Aim:
Extract all lines in the data that contain the word "screenshot".

------------

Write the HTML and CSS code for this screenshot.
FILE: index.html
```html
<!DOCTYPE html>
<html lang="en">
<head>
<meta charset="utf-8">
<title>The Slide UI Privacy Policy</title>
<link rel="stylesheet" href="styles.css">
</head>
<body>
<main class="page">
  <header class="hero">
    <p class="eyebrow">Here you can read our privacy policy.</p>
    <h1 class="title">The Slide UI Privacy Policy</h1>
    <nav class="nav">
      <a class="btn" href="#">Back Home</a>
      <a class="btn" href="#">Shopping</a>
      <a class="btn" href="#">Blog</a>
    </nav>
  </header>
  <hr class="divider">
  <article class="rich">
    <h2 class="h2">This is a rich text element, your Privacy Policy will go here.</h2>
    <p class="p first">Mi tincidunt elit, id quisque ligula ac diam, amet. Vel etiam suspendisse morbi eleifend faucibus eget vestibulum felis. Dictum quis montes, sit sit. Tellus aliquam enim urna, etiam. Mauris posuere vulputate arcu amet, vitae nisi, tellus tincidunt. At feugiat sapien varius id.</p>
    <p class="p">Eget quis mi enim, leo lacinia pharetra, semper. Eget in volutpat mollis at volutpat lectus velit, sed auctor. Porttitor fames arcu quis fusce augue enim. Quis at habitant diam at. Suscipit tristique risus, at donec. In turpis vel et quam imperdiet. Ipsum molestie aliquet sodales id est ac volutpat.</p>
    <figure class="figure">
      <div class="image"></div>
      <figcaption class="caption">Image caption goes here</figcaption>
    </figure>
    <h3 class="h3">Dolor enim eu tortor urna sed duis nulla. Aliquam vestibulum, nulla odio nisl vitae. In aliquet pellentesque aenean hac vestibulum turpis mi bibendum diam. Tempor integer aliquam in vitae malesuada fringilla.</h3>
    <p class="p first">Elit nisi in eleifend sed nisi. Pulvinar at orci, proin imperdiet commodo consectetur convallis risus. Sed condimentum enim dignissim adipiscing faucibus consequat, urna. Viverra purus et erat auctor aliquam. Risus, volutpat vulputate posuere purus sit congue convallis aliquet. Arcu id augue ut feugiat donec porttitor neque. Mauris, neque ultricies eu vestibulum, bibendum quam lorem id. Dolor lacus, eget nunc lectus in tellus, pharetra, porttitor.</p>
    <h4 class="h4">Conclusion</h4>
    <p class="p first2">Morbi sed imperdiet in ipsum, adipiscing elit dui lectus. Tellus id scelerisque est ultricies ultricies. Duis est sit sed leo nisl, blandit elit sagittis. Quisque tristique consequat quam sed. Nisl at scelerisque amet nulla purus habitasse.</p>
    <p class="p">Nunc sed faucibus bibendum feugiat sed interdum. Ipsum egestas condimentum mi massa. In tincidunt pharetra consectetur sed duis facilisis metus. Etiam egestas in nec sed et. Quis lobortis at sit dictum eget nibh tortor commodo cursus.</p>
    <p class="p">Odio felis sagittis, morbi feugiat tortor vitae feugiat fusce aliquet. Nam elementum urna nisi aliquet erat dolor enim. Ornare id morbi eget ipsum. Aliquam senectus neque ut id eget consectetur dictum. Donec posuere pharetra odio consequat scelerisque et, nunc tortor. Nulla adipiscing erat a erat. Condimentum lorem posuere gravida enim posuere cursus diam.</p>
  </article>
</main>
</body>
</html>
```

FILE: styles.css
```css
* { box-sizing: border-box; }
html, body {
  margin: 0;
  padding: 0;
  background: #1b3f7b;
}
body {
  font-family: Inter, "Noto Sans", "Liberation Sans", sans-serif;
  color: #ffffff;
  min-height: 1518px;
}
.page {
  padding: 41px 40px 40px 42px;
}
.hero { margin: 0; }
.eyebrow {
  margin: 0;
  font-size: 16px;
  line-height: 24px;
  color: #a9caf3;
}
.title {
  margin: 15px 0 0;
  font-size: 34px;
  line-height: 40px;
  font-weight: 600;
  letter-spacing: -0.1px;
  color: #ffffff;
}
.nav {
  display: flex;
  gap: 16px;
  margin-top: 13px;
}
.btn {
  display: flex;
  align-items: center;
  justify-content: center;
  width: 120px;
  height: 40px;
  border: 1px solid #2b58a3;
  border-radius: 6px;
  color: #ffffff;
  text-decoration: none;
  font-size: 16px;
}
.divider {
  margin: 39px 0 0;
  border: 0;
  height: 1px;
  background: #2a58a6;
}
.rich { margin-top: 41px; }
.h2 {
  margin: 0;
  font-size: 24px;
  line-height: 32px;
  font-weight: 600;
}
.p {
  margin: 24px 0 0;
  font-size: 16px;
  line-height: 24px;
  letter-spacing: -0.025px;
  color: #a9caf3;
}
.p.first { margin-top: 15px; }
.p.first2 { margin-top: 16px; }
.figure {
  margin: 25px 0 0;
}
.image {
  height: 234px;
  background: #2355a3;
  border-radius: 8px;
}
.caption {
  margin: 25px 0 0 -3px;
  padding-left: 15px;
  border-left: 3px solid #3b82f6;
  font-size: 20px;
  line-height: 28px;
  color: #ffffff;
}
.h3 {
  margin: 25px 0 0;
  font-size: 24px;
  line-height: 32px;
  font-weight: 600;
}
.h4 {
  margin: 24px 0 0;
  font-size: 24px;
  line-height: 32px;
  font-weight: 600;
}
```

------------

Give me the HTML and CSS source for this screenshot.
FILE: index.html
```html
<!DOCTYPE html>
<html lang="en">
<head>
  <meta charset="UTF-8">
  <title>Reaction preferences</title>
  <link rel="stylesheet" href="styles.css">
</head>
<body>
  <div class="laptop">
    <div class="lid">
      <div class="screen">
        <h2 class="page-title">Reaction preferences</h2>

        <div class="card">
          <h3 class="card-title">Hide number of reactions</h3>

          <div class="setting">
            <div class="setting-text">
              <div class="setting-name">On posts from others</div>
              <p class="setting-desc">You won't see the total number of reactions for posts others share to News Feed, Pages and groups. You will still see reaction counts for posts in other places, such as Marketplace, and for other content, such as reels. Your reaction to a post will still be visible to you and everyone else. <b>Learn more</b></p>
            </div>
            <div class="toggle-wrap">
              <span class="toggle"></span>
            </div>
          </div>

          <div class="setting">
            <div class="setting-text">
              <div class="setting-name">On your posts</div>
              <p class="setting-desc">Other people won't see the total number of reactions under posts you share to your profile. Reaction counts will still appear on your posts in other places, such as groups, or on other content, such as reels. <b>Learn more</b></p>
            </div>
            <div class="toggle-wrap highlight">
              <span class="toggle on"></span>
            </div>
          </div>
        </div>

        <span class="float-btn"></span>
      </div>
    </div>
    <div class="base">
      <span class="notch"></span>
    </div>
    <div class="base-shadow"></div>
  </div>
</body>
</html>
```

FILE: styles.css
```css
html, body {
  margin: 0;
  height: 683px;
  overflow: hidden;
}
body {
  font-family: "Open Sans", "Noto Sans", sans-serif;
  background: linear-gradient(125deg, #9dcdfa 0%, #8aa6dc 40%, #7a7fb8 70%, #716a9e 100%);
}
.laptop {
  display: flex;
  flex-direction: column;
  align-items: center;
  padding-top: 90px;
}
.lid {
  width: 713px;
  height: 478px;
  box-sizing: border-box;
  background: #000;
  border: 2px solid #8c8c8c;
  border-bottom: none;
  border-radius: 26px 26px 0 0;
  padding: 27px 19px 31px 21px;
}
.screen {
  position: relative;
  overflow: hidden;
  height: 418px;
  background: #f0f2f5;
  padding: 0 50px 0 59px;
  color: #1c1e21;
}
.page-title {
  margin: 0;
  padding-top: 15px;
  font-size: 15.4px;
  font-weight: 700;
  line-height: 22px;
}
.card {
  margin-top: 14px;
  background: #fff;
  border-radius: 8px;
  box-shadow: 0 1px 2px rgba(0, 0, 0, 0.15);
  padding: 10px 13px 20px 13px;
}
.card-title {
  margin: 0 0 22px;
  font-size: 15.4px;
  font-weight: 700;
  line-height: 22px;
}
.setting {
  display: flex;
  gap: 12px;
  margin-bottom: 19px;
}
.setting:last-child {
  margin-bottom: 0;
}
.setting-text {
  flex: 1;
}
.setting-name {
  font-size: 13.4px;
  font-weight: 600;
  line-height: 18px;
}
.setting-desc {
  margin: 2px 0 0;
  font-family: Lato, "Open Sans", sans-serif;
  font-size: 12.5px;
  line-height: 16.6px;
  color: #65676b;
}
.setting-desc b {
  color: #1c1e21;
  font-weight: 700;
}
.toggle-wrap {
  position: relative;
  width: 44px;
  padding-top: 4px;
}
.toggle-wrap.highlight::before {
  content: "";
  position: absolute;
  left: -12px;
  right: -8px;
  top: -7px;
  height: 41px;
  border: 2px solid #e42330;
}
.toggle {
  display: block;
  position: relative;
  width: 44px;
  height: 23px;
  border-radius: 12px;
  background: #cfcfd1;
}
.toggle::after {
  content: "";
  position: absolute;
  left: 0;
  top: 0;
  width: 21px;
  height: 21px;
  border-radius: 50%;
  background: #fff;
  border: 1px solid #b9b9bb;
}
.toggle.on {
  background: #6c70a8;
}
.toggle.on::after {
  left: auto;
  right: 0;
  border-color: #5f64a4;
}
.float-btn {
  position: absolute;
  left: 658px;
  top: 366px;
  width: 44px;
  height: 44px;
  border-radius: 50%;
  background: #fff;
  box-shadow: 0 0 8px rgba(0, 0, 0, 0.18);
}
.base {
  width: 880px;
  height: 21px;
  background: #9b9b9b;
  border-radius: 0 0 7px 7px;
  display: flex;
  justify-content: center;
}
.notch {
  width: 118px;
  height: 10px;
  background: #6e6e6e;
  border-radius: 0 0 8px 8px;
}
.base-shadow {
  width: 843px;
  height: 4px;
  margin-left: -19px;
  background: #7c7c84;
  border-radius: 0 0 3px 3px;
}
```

------------

Answer to this exercise:
Write the HTML and CSS code for this screenshot.
Give me the HTML and CSS source for this screenshot.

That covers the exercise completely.